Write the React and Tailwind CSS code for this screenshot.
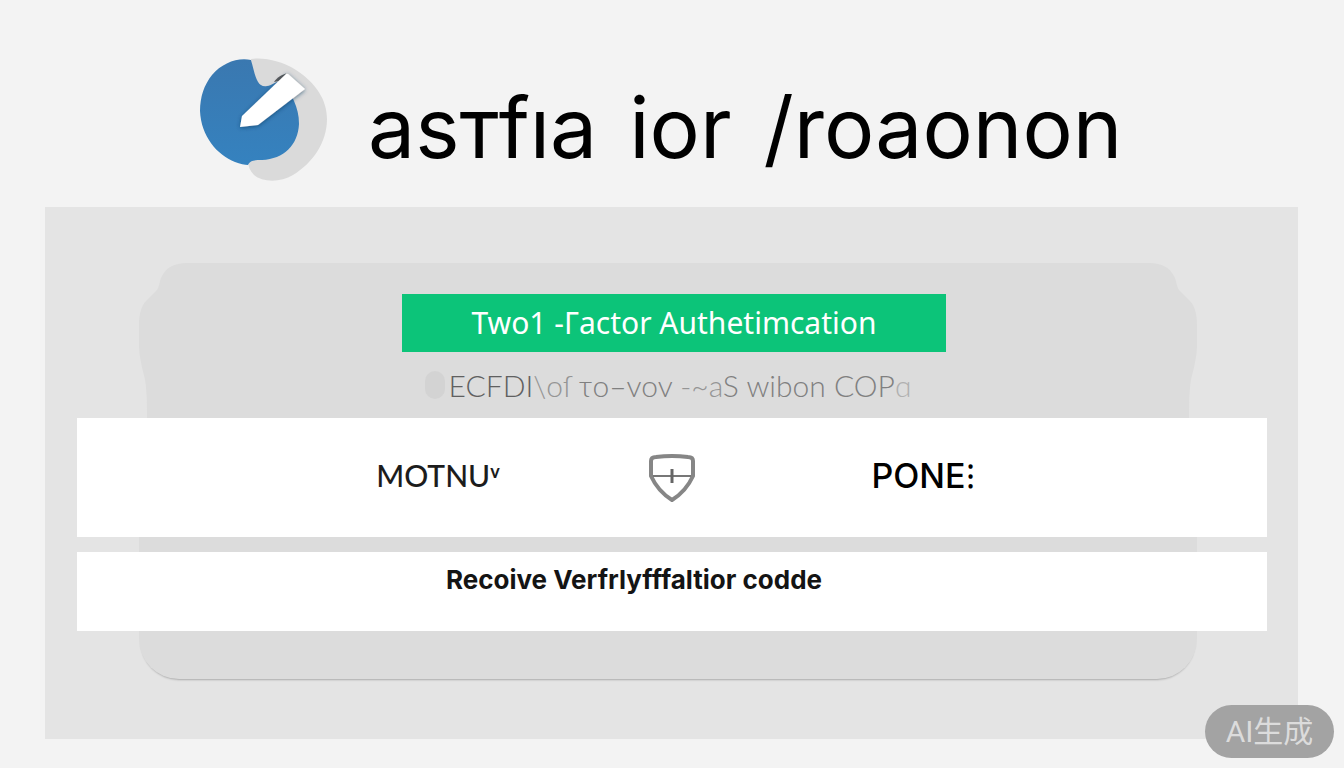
function Logo() {
  return (
    <svg viewBox="0 0 128 124" className="h-[124px] w-32 shrink-0" aria-hidden="true">
      <defs>
        <linearGradient id="disc" x1="0" y1="0" x2="0" y2="1">
          <stop offset="0" stopColor="#3a78b0" />
          <stop offset="1" stopColor="#3582bf" />
        </linearGradient>
        <filter id="penShadow" x="-30%" y="-30%" width="160%" height="160%">
          <feDropShadow dx="0" dy="1" stdDeviation="2" floodColor="#123a5e" floodOpacity="0.65" />
        </filter>
      </defs>
      <path
        d="M51 1C64-1 82 3 96 12C116 25 127 42 127 61C127 84 113 105 93 117C80 125 62 124 54 117C50 113 48 108 48 103L60 60Z"
        fill="#dadada"
      />
      <path
        d="M51 2C38-1 22 5 12 17C4 27 0 39 0 53C1 78 17 97 35 104C40 106 45 107 48 107C50 102 55 102 62 102C84 101 98 87 99 66C99 57 97 50 94 43L84 22C77 22 72 28 67 28C56 30 55 15 51 2Z"
        fill="url(#disc)"
      />
      <path d="M74 24C77 19 83 16 88 15L84 22Z" fill="#5a5a5a" />
      <path d="M40 69L42 58L87 15L105 31L58 67Z" fill="#fff" filter="url(#penShadow)" />
    </svg>
  )
}

function Shield() {
  return (
    <svg viewBox="0 0 46 48" className="h-12 w-[46px]" fill="none" aria-hidden="true">
      <path
        d="M2 22V7C2 4 4 3 7 3Q23 1 39 3C42 3 44 4 44 7V22C39 33 31 41 23 46C15 41 7 33 2 22Z"
        stroke="#868686"
        strokeWidth="4"
        strokeLinejoin="round"
      />
      <path d="M4 22H42" stroke="#777" strokeWidth="2" />
      <path d="M23 15V29" stroke="#666" strokeWidth="3" />
    </svg>
  )
}

// Fills the outside of a card corner with the panel colour
function CornerNotch({ className }) {
  return (
    <svg viewBox="0 0 48 155" className={`absolute top-0 h-[155px] w-12 ${className}`} aria-hidden="true">
      <path
        d="M-1-1H48V0C35 0 27 5 23 13C20 18 21 24 17 28L7 38C2 43 0 52 0 62V84C1 102 6 112 7 124C8 135 8 145 8 155H-1Z"
        fill="#e4e4e4"
      />
    </svg>
  )
}

export default function App() {
  return (
    <div className="relative flex min-h-screen flex-col bg-[#f3f3f3] pb-[29px] font-['Lato','Noto_Sans_CJK_SC',sans-serif] text-black">
      {/* ── Header ── */}
      <header className="flex h-[207px] items-start pl-[200px] pt-[58px]">
        <Logo />
        <h1 className="ml-10 flex gap-8 whitespace-nowrap font-['Inter',sans-serif] text-[84px] leading-[140px]">
          <span>asтfıa</span>
          <span>ior</span>
          <span>/roaonon</span>
        </h1>
      </header>

      {/* ── Panel ── */}
      <main className="mr-[46px] ml-[45px] flex flex-1 flex-col bg-[#e4e4e4] pt-14 pb-[60px]">
        <section className="relative mr-[101px] ml-[94px] flex flex-1 flex-col rounded-[40px] bg-[#dcdcdc] pt-[31px] pb-12 shadow-[0_3px_2px_-2px_rgba(0,0,0,0.25)]">
          <CornerNotch className="left-0" />
          <CornerNotch className="right-0 -scale-x-100" />

          <button className="ml-3 h-[58px] w-[544px] self-center bg-[#0cc479] font-['Noto_Sans',sans-serif] text-[30px] leading-8 text-white">
            Two1 -Γactor Authetimcation
          </button>

          <div className="flex h-[66px] items-center justify-center gap-1 whitespace-nowrap text-[30px] font-light">
            <span className="h-7 w-5 rounded-full bg-[#d3d3d3]" />
            <p className="text-[#808080]">
              <span className="text-[#606060]">ECFDI</span>
              <span className="text-[#959595]">\oſ</span> τo–vov <span className="text-[#959595]">-~a</span>S wibon COP
              <span className="text-[#b0b0b0]">ɑ</span>
            </p>
          </div>

          <div className="relative -mr-[70px] -ml-[62px] flex flex-col gap-[15px]">
            <div className="grid h-[119px] grid-cols-[1fr_46px_1fr] items-center bg-white text-[30px] text-[#1c1c1c]">
              <button className="h-full pb-1 pl-[150px] font-medium">MOTNU<sup className="text-lg font-bold">v</sup></button>
              <Shield />
              <button className="h-full pr-[116px] pb-1 font-['Inter',sans-serif] text-[34px] font-medium text-black">PONE⁝</button>
            </div>
            <button className="flex h-[79px] items-start justify-center bg-white pt-2 pr-[76px] font-['Inter',sans-serif] text-[26px] font-bold text-[#141414]">
              Recoive Verfrlyfffaltior codde
            </button>
          </div>
        </section>
      </main>

      <div className="absolute right-[10px] bottom-[10px] flex h-[53px] w-[129px] items-center justify-center rounded-full bg-[#a3a3a3] font-['Roboto','Noto_Sans_CJK_SC',sans-serif] text-[30px] text-[#dcdcdc]">
        AI生成
      </div>
    </div>
  )
}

• • •

- **Problem statement**
Restate the data above word for word. Skip every picture.

- **Result**
Write the React and Tailwind CSS code for this screenshot.
function Logo() {
  return (
    <svg viewBox="0 0 128 124" className="h-[124px] w-32 shrink-0" aria-hidden="true">
      <defs>
        <linearGradient id="disc" x1="0" y1="0" x2="0" y2="1">
          <stop offset="0" stopColor="#3a78b0" />
          <stop offset="1" stopColor="#3582bf" />
        </linearGradient>
        <filter id="penShadow" x="-30%" y="-30%" width="160%" height="160%">
          <feDropShadow dx="0" dy="1" stdDeviation="2" floodColor="#123a5e" floodOpacity="0.65" />
        </filter>
      </defs>
      <path
        d="M51 1C64-1 82 3 96 12C116 25 127 42 127 61C127 84 113 105 93 117C80 125 62 124 54 117C50 113 48 108 48 103L60 60Z"
        fill="#dadada"
      />
      <path
        d="M51 2C38-1 22 5 12 17C4 27 0 39 0 53C1 78 17 97 35 104C40 106 45 107 48 107C50 102 55 102 62 102C84 101 98 87 99 66C99 57 97 50 94 43L84 22C77 22 72 28 67 28C56 30 55 15 51 2Z"
        fill="url(#disc)"
      />
      <path d="M74 24C77 19 83 16 88 15L84 22Z" fill="#5a5a5a" />
      <path d="M40 69L42 58L87 15L105 31L58 67Z" fill="#fff" filter="url(#penShadow)" />
    </svg>
  )
}

function Shield() {
  return (
    <svg viewBox="0 0 46 48" className="h-12 w-[46px]" fill="none" aria-hidden="true">
      <path
        d="M2 22V7C2 4 4 3 7 3Q23 1 39 3C42 3 44 4 44 7V22C39 33 31 41 23 46C15 41 7 33 2 22Z"
        stroke="#868686"
        strokeWidth="4"
        strokeLinejoin="round"
      />
      <path d="M4 22H42" stroke="#777" strokeWidth="2" />
      <path d="M23 15V29" stroke="#666" strokeWidth="3" />
    </svg>
  )
}

// Fills the outside of a card corner with the panel colour
function CornerNotch({ className }) {
  return (
    <svg viewBox="0 0 48 155" className={`absolute top-0 h-[155px] w-12 ${className}`} aria-hidden="true">
      <path
        d="M-1-1H48V0C35 0 27 5 23 13C20 18 21 24 17 28L7 38C2 43 0 52 0 62V84C1 102 6 112 7 124C8 135 8 145 8 155H-1Z"
        fill="#e4e4e4"
      />
    </svg>
  )
}

export default function App() {
  return (
    <div className="relative flex min-h-screen flex-col bg-[#f3f3f3] pb-[29px] font-['Lato','Noto_Sans_CJK_SC',sans-serif] text-black">
      {/* ── Header ── */}
      <header className="flex h-[207px] items-start pl-[200px] pt-[58px]">
        <Logo />
        <h1 className="ml-10 flex gap-8 whitespace-nowrap font-['Inter',sans-serif] text-[84px] leading-[140px]">
          <span>asтfıa</span>
          <span>ior</span>
          <span>/roaonon</span>
        </h1>
      </header>

      {/* ── Panel ── */}
      <main className="mr-[46px] ml-[45px] flex flex-1 flex-col bg-[#e4e4e4] pt-14 pb-[60px]">
        <section className="relative mr-[101px] ml-[94px] flex flex-1 flex-col rounded-[40px] bg-[#dcdcdc] pt-[31px] pb-12 shadow-[0_3px_2px_-2px_rgba(0,0,0,0.25)]">
          <CornerNotch className="left-0" />
          <CornerNotch className="right-0 -scale-x-100" />

          <button className="ml-3 h-[58px] w-[544px] self-center bg-[#0cc479] font-['Noto_Sans',sans-serif] text-[30px] leading-8 text-white">
            Two1 -Γactor Authetimcation
          </button>

          <div className="flex h-[66px] items-center justify-center gap-1 whitespace-nowrap text-[30px] font-light">
            <span className="h-7 w-5 rounded-full bg-[#d3d3d3]" />
            <p className="text-[#808080]">
              <span className="text-[#606060]">ECFDI</span>
              <span className="text-[#959595]">\oſ</span> τo–vov <span className="text-[#959595]">-~a</span>S wibon COP
              <span className="text-[#b0b0b0]">ɑ</span>
            </p>
          </div>

          <div className="relative -mr-[70px] -ml-[62px] flex flex-col gap-[15px]">
            <div className="grid h-[119px] grid-cols-[1fr_46px_1fr] items-center bg-white text-[30px] text-[#1c1c1c]">
              <button className="h-full pb-1 pl-[150px] font-medium">MOTNU<sup className="text-lg font-bold">v</sup></button>
              <Shield />
              <button className="h-full pr-[116px] pb-1 font-['Inter',sans-serif] text-[34px] font-medium text-black">PONE⁝</button>
            </div>
            <button className="flex h-[79px] items-start justify-center bg-white pt-2 pr-[76px] font-['Inter',sans-serif] text-[26px] font-bold text-[#141414]">
              Recoive Verfrlyfffaltior codde
            </button>
          </div>
        </section>
      </main>

      <div className="absolute right-[10px] bottom-[10px] flex h-[53px] w-[129px] items-center justify-center rounded-full bg-[#a3a3a3] font-['Roboto','Noto_Sans_CJK_SC',sans-serif] text-[30px] text-[#dcdcdc]">
        AI生成
      </div>
    </div>
  )
}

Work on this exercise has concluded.